Why should these stories be Showcased?: Batman is an interesting character. Much like Superman, the character changes to more closely reflect the era around him. The 1940s gave us a detective and the 1950s gave us a sci-fi super hero. With this volume, we see Batman start to become the celebrity of Gotham City, bordering on pop culture icon. This is a night and day difference from the Batman we have seen for the last 30 years in comics and film. If you are OK with Batman cracking jokes and smiling, then pick up this collection.
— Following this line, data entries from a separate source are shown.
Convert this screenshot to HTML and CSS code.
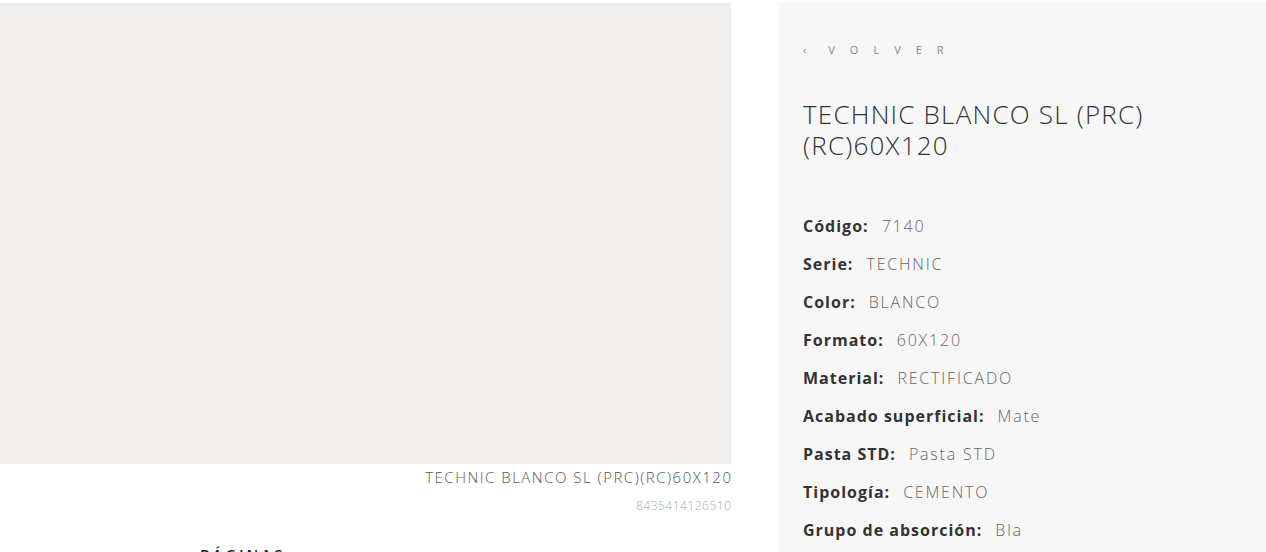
FILE: index.html
```html
<!DOCTYPE html>
<html lang="es">
<head>
<meta charset="utf-8">
<title>TECHNIC BLANCO SL (PRC)(RC)60X120</title>
<link rel="stylesheet" href="styles.css">
</head>
<body>
<main class="product">
  <section class="media">
    <div class="photo"></div>
    <div class="caption">
      <p class="caption-name">TECHNIC BLANCO SL (PRC)(RC)60X120</p>
      <p class="caption-ean">8435414126510</p>
    </div>
    <h2 class="pages">PÁGINAS</h2>
  </section>
  <aside class="info">
    <a class="back" href="#"><span class="back-arrow">‹</span>VOLVER</a>
    <h1 class="title">TECHNIC BLANCO SL (PRC)(RC)60X120</h1>
    <ul class="specs">
      <li><b>Código:</b><span>7140</span></li>
      <li><b>Serie:</b><span>TECHNIC</span></li>
      <li><b>Color:</b><span>BLANCO</span></li>
      <li><b>Formato:</b><span>60X120</span></li>
      <li><b>Material:</b><span>RECTIFICADO</span></li>
      <li><b>Acabado superficial:</b><span>Mate</span></li>
      <li><b>Pasta STD:</b><span>Pasta STD</span></li>
      <li><b>Tipología:</b><span>CEMENTO</span></li>
      <li><b>Grupo de absorción:</b><span>Bla</span></li>
    </ul>
  </aside>
</main>
</body>
</html>
```
FILE: styles.css
```css
html, body {
  margin: 0;
  padding: 0;
  background: #ffffff;
  font-family: "Open Sans", "Noto Sans", Arial, sans-serif;
  color: #333;
  overflow: hidden;
}
.product {
  display: grid;
  grid-template-columns: 731px 487px;
  column-gap: 48px;
  padding-top: 3px;
  height: 549px;
  align-items: start;
}
.media {
  display: flex;
  flex-direction: column;
}
.photo {
  height: 461px;
  background: #efeeec;
}
.caption {
  text-align: right;
}
.caption-name {
  margin: 3px -1.5px 0 0;
  font-size: 15px;
  font-weight: 300;
  color: #555;
  line-height: 20px;
  letter-spacing: 1.5px;
}
.caption-ean {
  margin: 11px -0.5px 0 0;
  font-size: 12px;
  font-weight: 300;
  color: #aaa;
  line-height: 16px;
  letter-spacing: 0.5px;
}
.pages {
  margin: 30px 0 0 200px;
  font-size: 15px;
  font-weight: 600;
  letter-spacing: 3px;
  color: #222;
  line-height: 20px;
}
.info {
  background: #f7f7f7;
  height: 549px;
  padding: 37px 24px 0;
  box-sizing: border-box;
  display: flex;
  flex-direction: column;
  align-items: flex-start;
}
.back {
  font-size: 11px;
  letter-spacing: 15px;
  color: #888;
  text-decoration: none;
  line-height: 20px;
  font-weight: 400;
}
.back-arrow {
  letter-spacing: 0;
  margin-right: 22px;
}
.title {
  margin: 39px 0 0;
  font-size: 26px;
  font-weight: 300;
  line-height: 31px;
  color: #333;
  letter-spacing: 1.2px;
  max-width: 400px;
}
.specs {
  list-style: none;
  margin: 54px 0 0;
  padding: 0;
  display: flex;
  flex-direction: column;
}
.specs li {
  display: flex;
  gap: 13px;
  align-items: baseline;
  height: 38px;
  line-height: 22px;
  font-size: 16px;
}
.specs b {
  font-weight: 700;
  color: #333;
  letter-spacing: 1px;
}
.specs span {
  font-weight: 300;
  color: #666;
  letter-spacing: 1.8px;
}
```
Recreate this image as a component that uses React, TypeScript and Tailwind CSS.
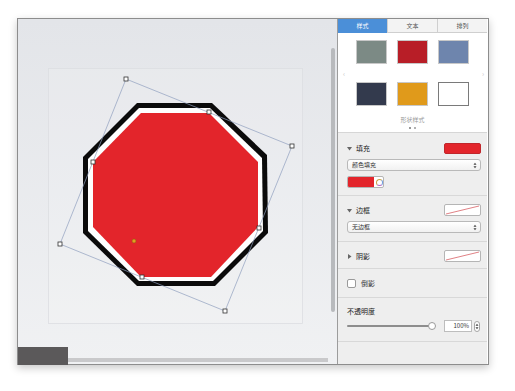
import React from 'react';

const font = { fontFamily: '"Noto Sans CJK SC", "Noto Sans", sans-serif' };

// octagon layers, in page coordinates
const outer = '138,103 213,103 268,155 269,233 216,286 138,286 84,233 84,157';
const inner = '140,108 211,108 263,158 264,231 214,281 140,281 89,231 89,159';
const fill = '142,113 210,113 259,162 259,227 212,277 142,277 94,227 94,162';

const handles: [number, number][] = [
  [127, 79], [293, 146], [226, 311], [61, 244],
  [210, 112], [94, 162], [260, 228], [143, 277],
];

function Canvas() {
  return (
    <div className="flex w-[319px] flex-col bg-linear-to-b from-[#e3e5e9] to-[#f0f1f3]">
      <div className="flex flex-1">
        <svg width="313" height="328" viewBox="19 19 313 328" className="block">
          <rect x="49.5" y="68.5" width="254" height="255" fill="#ffffff" fillOpacity="0.12" stroke="#dcdee2" strokeWidth="0.8" />
          <polygon points={outer} fill="#0b0b0b" />
          <polygon points={inner} fill="#ffffff" />
          <polygon points={fill} fill="#e3252b" />
          <polygon points="127,79 293,146 226,311 61,244" fill="none" stroke="#8f9fbf" strokeWidth="0.7" />
          {handles.map(([x, y], i) => (
            <rect key={i} x={x - 2} y={y - 2} width="4" height="4" fill="#fff" stroke="#333" strokeWidth="0.8" />
          ))}
          <circle cx="135" cy="241" r="2" fill="#e0a020" stroke="#8a5a10" strokeWidth="0.5" />
        </svg>
        <div className="flex w-[6px] flex-col pt-[29px]">
          <div className="h-[264px] w-[4px] rounded-full bg-[#b8babd]" />
        </div>
      </div>
      <div className="flex h-[18px] items-end">
        <div className="h-[18px] w-[50px] bg-[#5b595a]" />
        <div className="mb-[3px] h-[4px] w-[260px] bg-[#c9c9cb]" />
      </div>
    </div>
  );
}

function Swatch({ color, border }: { color: string; border?: boolean }) {
  return (
    <div
      className={`h-[24px] w-[31px] ${border ? 'border border-[#7a7a7a]' : 'border border-[#c8c8c8]'}`}
      style={{ backgroundColor: color }}
    />
  );
}

function NoneSwatch() {
  return (
    <div className="h-[12px] w-[37px] rounded-[2px] border border-[#b5b5b5] bg-white">
      <svg width="35" height="10" className="block">
        <line x1="1" y1="9" x2="34" y2="1" stroke="#d24b50" strokeWidth="0.7" />
      </svg>
    </div>
  );
}

function UpDown() {
  return (
    <svg width="4" height="7" viewBox="0 0 4 7" className="block">
      <path d="M0.5 2.8 L2 0.8 L3.5 2.8 Z M0.5 4.2 L2 6.2 L3.5 4.2 Z" fill="#444" />
    </svg>
  );
}

function Select({ label }: { label: string }) {
  return (
    <div className="flex h-[12px] w-[134px] items-center justify-between rounded-[3px] border border-[#b9b9b9] bg-linear-to-b from-white to-[#f1f1f1] pl-[4px] pr-[3px]">
      <span className="text-[6px] leading-none text-[#333]">{label}</span>
      <UpDown />
    </div>
  );
}

function Header({ open, label, children }: { open: boolean; label: string; children?: React.ReactNode }) {
  return (
    <div className="flex h-[12px] items-center justify-between">
      <div className="flex items-center gap-[4px] text-[7px] leading-none text-[#222]">
        <svg width="5" height="5" viewBox="0 0 5 5" className="block">
          {open ? <path d="M0 1 L5 1 L2.5 4.5 Z" fill="#666" /> : <path d="M1 0 L4.5 2.5 L1 5 Z" fill="#666" />}
        </svg>
        <span>{label}</span>
      </div>
      {children}
    </div>
  );
}

function Sidebar() {
  const tabs = ['样式', '文本', '排列'];
  return (
    <div className="flex w-[150px] flex-col border-l border-[#9c9c9c] bg-[#eeeeee]">
      <div className="flex h-[14px]">
        {tabs.map((t, i) => (
          <div
            key={t}
            className={`flex flex-1 items-center justify-center text-[6px] leading-none ${
              i === 0
                ? 'bg-[#4b8fd8] text-white'
                : 'border-b border-l border-[#cfcfcf] bg-[#f3f3f3] text-[#555]'
            }`}
          >
            {t}
          </div>
        ))}
      </div>

      <div className="relative flex h-[100px] flex-col items-center border-b border-[#d6d6d6] bg-white pt-[7px]">
        <div className="grid grid-cols-3 gap-x-[10px] gap-y-[18px]">
          <Swatch color="#7c8a85" />
          <Swatch color="#b81e27" />
          <Swatch color="#6e85ad" />
          <Swatch color="#333a4d" />
          <Swatch color="#e09a1b" />
          <Swatch color="#ffffff" border />
        </div>
        <div className="mt-[11px] text-[6px] leading-none text-[#9a9a9a]">形状样式</div>
        <div className="mt-[4px] flex gap-[3px]">
          <div className="h-[2px] w-[2px] rounded-full bg-[#777]" />
          <div className="h-[2px] w-[2px] rounded-full bg-[#999]" />
        </div>
        <span className="absolute left-[5px] top-[35px] text-[7px] text-[#c8c8c8]">‹</span>
        <span className="absolute right-[3px] top-[35px] text-[7px] text-[#c8c8c8]">›</span>
      </div>

      <div className="flex h-[63px] flex-col gap-[5px] border-b border-[#d8d8d8] pl-[9px] pr-[6px] pt-[9px]">
        <Header open label="填充">
          <div className="h-[11px] w-[37px] rounded-[2px] border border-[#c0262b] bg-[#e3252b]" />
        </Header>
        <Select label="颜色填充" />
        <div className="flex h-[12px] w-[37px] items-center overflow-hidden rounded-[2px] border border-[#b5b5b5] bg-white">
          <div className="h-full w-[26px] bg-[#e3252b]" />
          <div className="ml-[2px] h-[7px] w-[7px] rounded-full border-[1.5px] border-[#c8a24a] border-r-[#6d9be0] border-b-[#b36ac4] bg-white" />
        </div>
      </div>

      <div className="flex h-[46px] flex-col gap-[5px] border-b border-[#d8d8d8] pl-[9px] pr-[6px] pt-[8px]">
        <Header open label="边框">
          <NoneSwatch />
        </Header>
        <Select label="无边框" />
      </div>

      <div className="flex h-[27px] flex-col border-b border-[#d8d8d8] pl-[9px] pr-[6px] pt-[8px]">
        <Header open={false} label="阴影">
          <NoneSwatch />
        </Header>
      </div>

      <div className="flex h-[29px] items-center gap-[5px] border-b border-[#d8d8d8] pl-[9px]">
        <div className="h-[9px] w-[9px] rounded-[2px] border border-[#9a9a9a] bg-white" />
        <span className="text-[7px] leading-none text-[#333]">倒影</span>
      </div>

      <div className="flex h-[44px] flex-col border-b border-[#d8d8d8] pl-[9px] pr-[6px] pt-[10px]">
        <span className="text-[7px] leading-none text-[#222]">不透明度</span>
        <div className="mt-[5px] flex items-center">
          <div className="relative flex h-[9px] w-[90px] items-center">
            <div className="h-[2px] w-[85px] rounded-full bg-[#8d8d8d]" />
            <div className="absolute left-[81px] h-[8px] w-[8px] rounded-full border border-[#999] bg-white" />
          </div>
          <div className="ml-[7px] flex h-[12px] w-[28px] items-center justify-end border border-[#bdbdbd] bg-white pr-[2px] text-[6px] leading-none text-[#333]">
            100%
          </div>
          <div className="ml-[2px] flex h-[11px] w-[6px] items-center justify-center rounded-full border border-[#a5a5a5] bg-white">
            <UpDown />
          </div>
        </div>
      </div>

      <div className="flex-1" />
    </div>
  );
}

export default function App() {
  return (
    <div className="h-[391px] w-[515px] bg-white pl-[17px] pt-[18px]" style={font}>
      <div className="flex h-[347px] w-[472px] border border-[#8d8d8d] shadow-[0_3px_8px_rgba(0,0,0,0.22)]">
        <Canvas />
        <Sidebar />
      </div>
    </div>
  );
}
If you want the dark and grim detective, hold off for volumes 4 and 5 down the road.

Footnotes: During this era, Bob Kane is credited for the art in several issues in this era. However, Kane often employed “ghost” artists, such as Sheldon Moldoff and Dick Sprang, to draw pages in the style of Kane.

The Robin story from Detective Comics #342  was also reprinted in Showcase Presents Robin the Boy Wonder Vol. 1.

If you like this volume, try: Batman: Earth One by Geoff Johns and Gary Frank. Yes, this gives us a version of the “dark detective”, but it also gives the reader an easy introduction to Batman based in a more current era. Bruce Wayne still tragically loses his parents in Crime Alley, but he is then raised by Alfred Pennyworth, who has a Special Forces background to better protect young Bruce. We see a Batman that physically struggles to fight thugs or give chase while wearing a heavy costume complete with cape. Batman faces down a crime organization led by the Penguin, who is more a ruthless businessman and less a waddling bird-man. This is a great way to introduce Batman to a new reader without the 75 years of continuity baggage behind him.